You haven't demonstrated anything about reality. You've said your brain functions enough to use set theory.
Great. Congratulations. What is How does this translate to reality?
How is the universe a set? Let's let's start there, right? How does how does how does how does how does any of this work exactly?
Like walk them away from using things like that and be like, let's sit down.
Let's let's actually discuss this. Like let's let's honestly discuss what you're trying to say and what you're trying to imply here. Like why does that why do you think an axiom in philosophy is demonstrative is as demonstrative or as powerfully demonstrable as me getting up and taking a piss in the morning? How does how does that work?
And people trip and fall on this quite a bit. They have a very difficult time discussing that.
It's very interesting.
You'll have some very very interesting conversations with people when you do that. When you humanize the abstract elements of their arguments and you ask them, listen, how does God actually work?
How do you actually demonstrate any of that? And that's that's much more powerful, I think, than arguing on the the technical merits of a conversation.
All right. Well, I think I've extended this episode long enough for a complete hour. Boy, you know what? I should just rename this from Secular Sunrise to Felicia Vamps for an hour.
We've had a great conversation going on in the chat, by the way. Um, it's uh it's uh Devster. Do you even understand what Alex talks about? He has talked about this before. You are You are misrepresenting him. I'm not misrepresenting him.
You've missed an important part of what I said. I said Alex is comparing he's trying to he's trying to do a metaphysical comparison um of a 3000US one to a one minus one and saying that it's it's a quantity issue. And I'm saying Ricky's argument is not an argument against God. It's a demonstration of what it's like to be to be an atheist.

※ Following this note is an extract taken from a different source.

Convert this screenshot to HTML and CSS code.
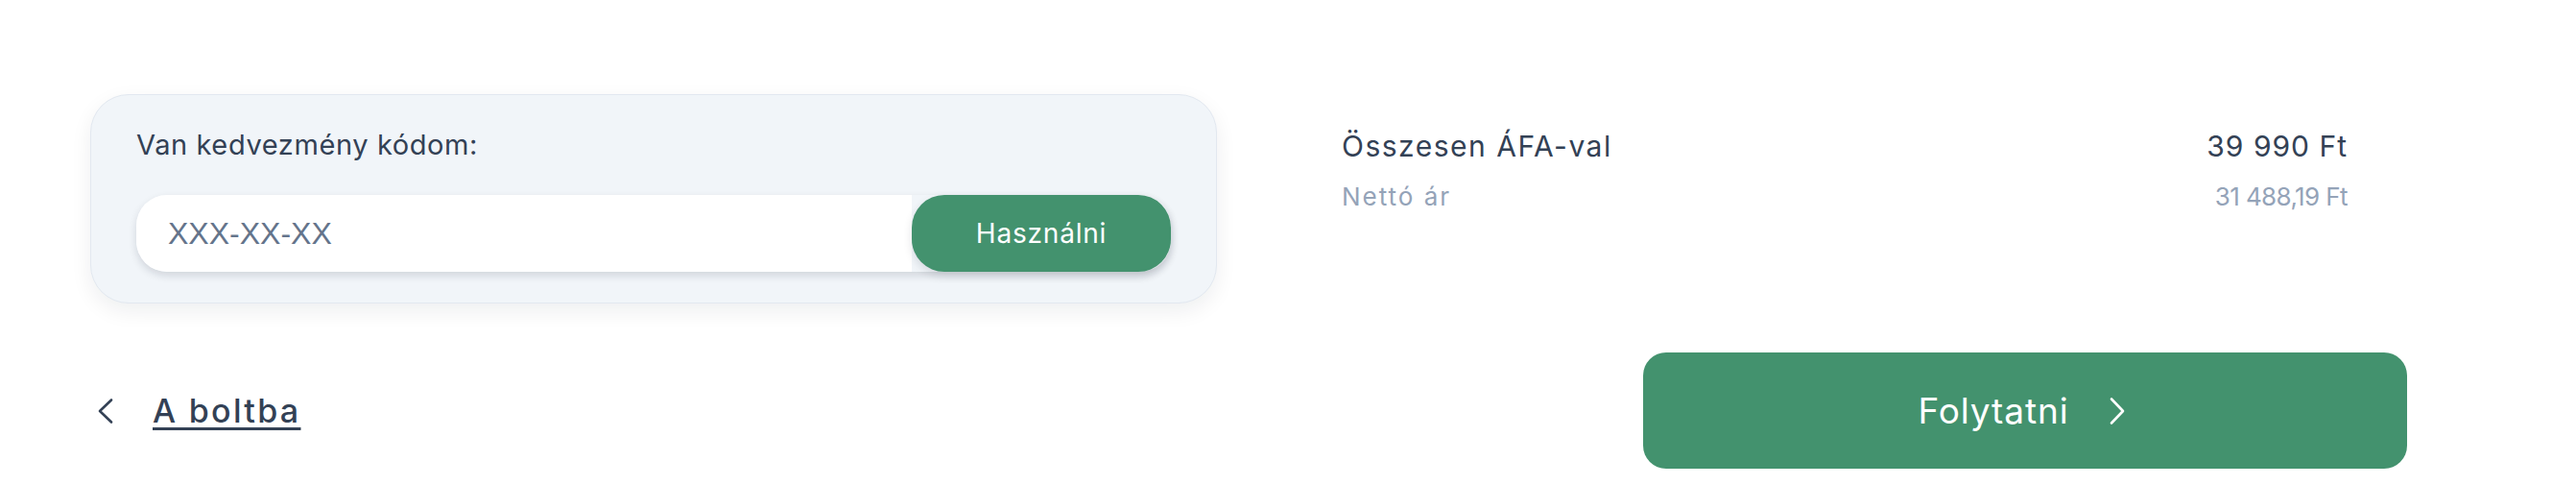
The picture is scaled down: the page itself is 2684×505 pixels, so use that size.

It's a qualitative argument.
It's about the internal quality that he experiences.
That's what Alex misses. So, while you can white knight Alex all you want, his entire argument is brain deadad buckus.
Anyway, that's all I'll say about this. Um, he does have uh he does have some good points sometimes. He has he's a great orator. But tata for now, folks. It's been a fantastic hour and we'll see you tomorrow on Secular Sunrise. Peace.